J C Peacock & Company Limited

Please note that Salt House is a brand within J C Peacock & Company Limited.


·  “Buyer”  means the party who buys or has agreed to buy the goods.

·  “Seller”  J C Peacock & Company Limited.

·  “Contract”  means the agreement between the Seller and the Buyer for the supply of goods.

·  “Goods”  means the subject matter of the contract or goods specified.

·  “Price”  means the price of the goods stated on the invoice and any other payment to be made by the Buyer to

the Seller under the terms and conditions.

TERMS All quotation are given and orders are accepted by the Seller on the basis of the conditions of trading set out below to the exclusion of any conditions of trading which the Buyer may purport to impose. No variation of addition to these conditions shall be valid unless in writing and signed for and on behalf of the Seller.
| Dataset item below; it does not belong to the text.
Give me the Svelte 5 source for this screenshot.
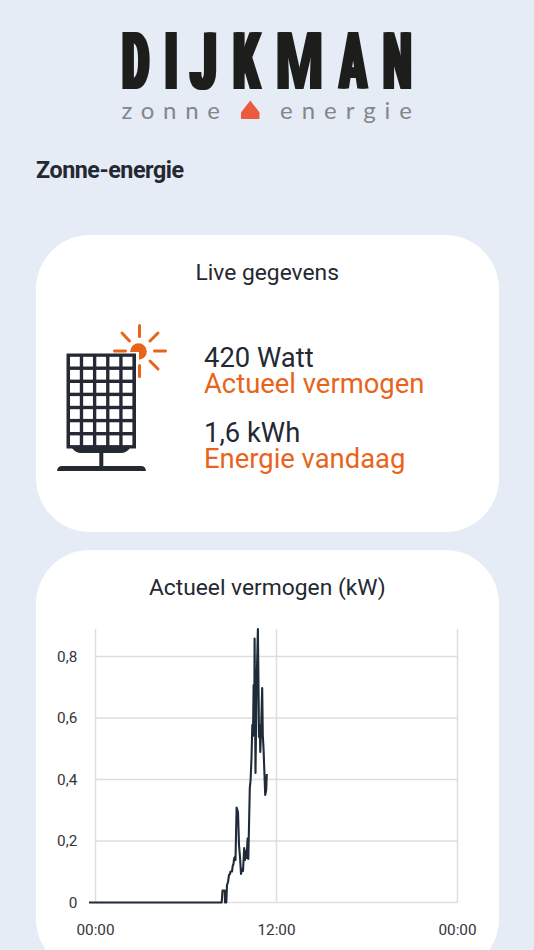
<script>
    // Every logo letter gets its own squeeze, the wordmark is much narrower than the font.
    // left/ink are the side bearing and the drawn width per em, bold is extra stem width in px
    const size = 80.3
    const letters = [
        { char: "D", x: 122.3, width: 28.4, left: 0.044, ink: 0.584, bold: 4.6 },
        { char: "I", x: 165.2, width: 11.8, left: 0.051, ink: 0.19, bold: 0 },
        { char: "J", x: 189.2, width: 28.4, left: 0.015, ink: 0.52, bold: 3.6 },
        { char: "K", x: 232.6, width: 29.6, left: 0.044, ink: 0.612, bold: 4 },
        { char: "M", x: 277.2, width: 45, left: 0.047, ink: 0.784, bold: 1.6 },
        { char: "A", x: 337.6, width: 30.2, left: 0.005, ink: 0.669, bold: 4 },
        { char: "N", x: 383.2, width: 28.2, left: 0.044, ink: 0.603, bold: 3.8 }
    ]

    function squeeze(l) {
        const sx = l.width / (l.ink * size + 2 * l.bold)
        const shift = (l.bold - l.left * size) * sx
        return `transform: translateX(${shift}px) scaleX(${sx}); text-shadow: ${l.bold}px 0 #1d1d1b, ${-l.bold}px 0 #1d1d1b`
    }

    // distance to the end of the letter before
    function gap(i) {
        return i == 0 ? letters[0].x : letters[i].x - letters[i - 1].x - letters[i - 1].width
    }

    const stats = [
        { value: "420 Watt", label: "Actueel vermogen" },
        { value: "1,6 kWh", label: "Energie vandaag" }
    ]

    const columns = [0, 1, 2, 3, 4]
    const rows = [0, 1, 2, 3, 4, 5, 6]

    const yTicks = [
        { label: "0,8", y: 31.5 },
        { label: "0,6", y: 93 },
        { label: "0,4", y: 154.5 },
        { label: "0,2", y: 216 },
        { label: "0", y: 277.5 }
    ]
    const xTicks = [
        { label: "00:00", x: 59.5 },
        { label: "12:00", x: 240.5 },
        { label: "00:00", x: 421.5 }
    ]

    const power = [
        [53, 277.5], [185.7, 277.5], [186.5, 265.5], [188.7, 265.5], [189, 277.5], [190.3, 277.5],
        [191, 260], [192, 257], [193, 250], [194, 249], [194.5, 246.5], [196, 246.5], [196.7, 241],
        [197.5, 239], [198, 234], [198.7, 232], [199.5, 235], [200.6, 182.5], [202, 187], [203, 220],
        [204, 232], [205, 249], [206, 244], [207, 246], [208.2, 223], [208.9, 235], [210, 226],
        [210.6, 233], [211.6, 213.5], [212.3, 234], [213.8, 163], [214.6, 155], [215.5, 133],
        [216.3, 100], [217, 111], [217.6, 60], [218.2, 110], [218.6, 13.5], [219.5, 148], [220.6, 60],
        [221.9, 4], [222.6, 70], [223, 112], [223.6, 100], [224.3, 127], [225.2, 100], [226.2, 63],
        [226.8, 110], [227.6, 125], [229.2, 170], [230.2, 165], [230.8, 149]
    ]
    const line = power.map((p) => p.join(",")).join(" ")
</script>

<main>
    <header class="logo">
        <div class="word">
            {#each letters as letter, i}
                <span style="margin-left: {gap(i)}px; width: {letter.width}px">
                    <b style={squeeze(letter)}>{letter.char}</b>
                </span>
            {/each}
        </div>
        <svg class="sub" viewBox="0 0 534 34">
            <text x="121.500" y="23" textLength="98.500">zonne</text>
            <path d="M241 23v-6.500l9.300-12 9.200 12v6.500z" fill="#e95b3c" />
            <text x="280" y="23" textLength="132">energie</text>
        </svg>
    </header>

    <h1>Zonne-energie</h1>

    <section class="card live">
        <h2>Live gegevens</h2>
        <div class="content">
            <svg class="panel" width="112" height="150" viewBox="0 0 112 150">
                <path d="M83.500 5.500v11M83.500 45.500v11M58.500 31h11M98.500 31h11M66 13l7.500 8M102 13l-8 8M94 41l8 8" stroke="#e8641b" stroke-width="3" stroke-linecap="round" />
                <circle cx="82.500" cy="31.500" r="8.300" fill="#e8641b" />
                <path d="M70 32h13v12h-13z" fill="#fff" />
                <path d="M10.500 33.500h69.500v95h-69.500z" fill="#242933" />
                {#each rows as row}
                    {#each columns as col}
                        <rect x={14 + col * 13.15} y={36.8 + row * 13.1} width="9.800" height="9.700" fill="#fff" />
                    {/each}
                {/each}
                <path d="M16 128h58q-3.500 5-9 5h-40q-5.500 0-9-5z" fill="#242933" />
                <path d="M43.300 132h4v15h-4z" fill="#242933" />
                <path d="M1 151q.5-5 5-5h79q4.500 0 5 5z" fill="#242933" />
            </svg>
            <div class="stats">
                {#each stats as stat}
                    <div class="stat">
                        <div class="value">{stat.value}</div>
                        <div class="label">{stat.label}</div>
                    </div>
                {/each}
            </div>
        </div>
    </section>

    <section class="card graph">
        <h2>Actueel vermogen (kW)</h2>
        <svg class="chart" width="462" height="320" viewBox="0 0 462 320">
            <g stroke="#dedede" stroke-width="1.500">
                {#each yTicks as tick}
                    <path d="M59.500 {tick.y}H421.500" />
                {/each}
                {#each xTicks as tick}
                    <path d="M{tick.x} 4V277.500" />
                {/each}
            </g>
            {#each yTicks as tick}
                <text x="41.300" y={tick.y + 5} text-anchor="end">{tick.label}</text>
            {/each}
            {#each xTicks as tick}
                <text x={tick.x} y="310" text-anchor="middle">{tick.label}</text>
            {/each}
            <polyline points={line} fill="none" stroke="#1f2b38" stroke-width="2.100" stroke-linejoin="round" />
        </svg>
    </section>
</main>

<style>
    :global(body) {
        margin: 0;
    }
    main {
        height: 950px;
        overflow: hidden;
        background-color: #e5ecf5;
        color: #242832;
        font-family: Roboto, sans-serif;
    }
    .logo {
        box-sizing: border-box;
        height: 130px;
        padding-top: 33px;
    }
    .word {
        display: flex;
        height: 63px;
        font-size: 80.3px;
        line-height: 58px;
        color: #1d1d1b;
    }
    .word span {
        flex: none;
    }
    .word b {
        display: block;
        width: max-content;
        font-weight: 900;
        transform-origin: left;
    }
    .sub {
        display: block;
        width: 534px;
        height: 34px;
    }
    .sub text {
        font-family: Lato, sans-serif;
        font-size: 24px;
        fill: #858688;
    }
    h1 {
        margin: 25px 36px 50px;
        font-size: 23.3px;
        line-height: 30px;
        font-weight: 700;
        letter-spacing: -0.45px;
    }
    .card {
        box-sizing: border-box;
        width: 462.5px;
        margin: 0 36px;
        background-color: #fff;
        border-radius: 54px;
        overflow: hidden;
    }
    .live {
        height: 296.5px;
        margin-bottom: 18.7px;
    }
    .graph {
        height: 423px;
    }
    h2 {
        margin: 0;
        padding-top: 23px;
        font-size: 22.8px;
        line-height: 30px;
        font-weight: 400;
        text-align: center;
    }
    .content {
        display: flex;
        padding: 32px 0 0 20px;
    }
    .panel {
        flex: none;
        overflow: visible;
    }
    .stats {
        display: flex;
        flex-direction: column;
        gap: 23px;
        padding: 25px 0 0 36px;
    }
    .value,
    .label {
        font-size: 27.4px;
        line-height: 26px;
        white-space: nowrap;
    }
    .label {
        color: #e8641b;
    }
    .chart {
        display: block;
        margin-top: 21.8px;
    }
    .chart text {
        font-size: 15.3px;
        fill: #33363d;
    }
</style>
SEPARATE CONTRACTS Each shipment or delivery is to be treated as if it were made under a separate contract. Failure to make any particular shipment or delivery shall not entitle the Buyer to refuse to accept further shipments or deliveries in respect of which orders have been made by the Buyer.

CANCELLATION Orders may only be cancelled whole or in part with the sellers consent.

·  Without prejudice to the other right and remedies, the Seller may defer or cancel any further deliveries or instalments of goods due in the event that the buyer shall:

·  Fail to make any payment when it becomes due, or

·  Enter into any composition or arrangement with its creditors, or

·  Being an incorporated company, have an Administrator Receiver or a Receiver or similar person appointed or shall resolution for winding up or a Court shall make an Order to that effect, or

·  Not being an incorporated company, the Buyer shall have a Sequestration Order made against it, or

·  Be in breach of any terms or conditions hereof.

PAYMENT UNLESS otherwise agreed in writing, all prices are strictly net cash for payment by the 20th of the month following the month of the invoice date. In case of failure to pay on the due date, all sums outstanding shall become payable immediately. If any payment is in arrears the Seller shall be entitled (without prejudice to any other rights it may have) to suspend further deliveries until payment is received, whether or not such deliveries are due under the same contracts. Interest at 3% over the Bank of Scotland base lending rate shall be chargeable on overdue accounts at the Seller’s discretion.


·  Unless the Buyer and Seller have specifically agreed that the price of the goods shall be fixed price, the Seller shall have the right to increase the price of the goods by giving notice of such increase at any time before despatch of the goods. If the Buyer is of the opinion that any such increase in price is unreasonable, it may therefore cancel the undelivered balance of any outstanding contract. If the Buyer does not exercise the right of cancellation, then the increased price notified by the Seller shall apply to the undelivered balance of the contract.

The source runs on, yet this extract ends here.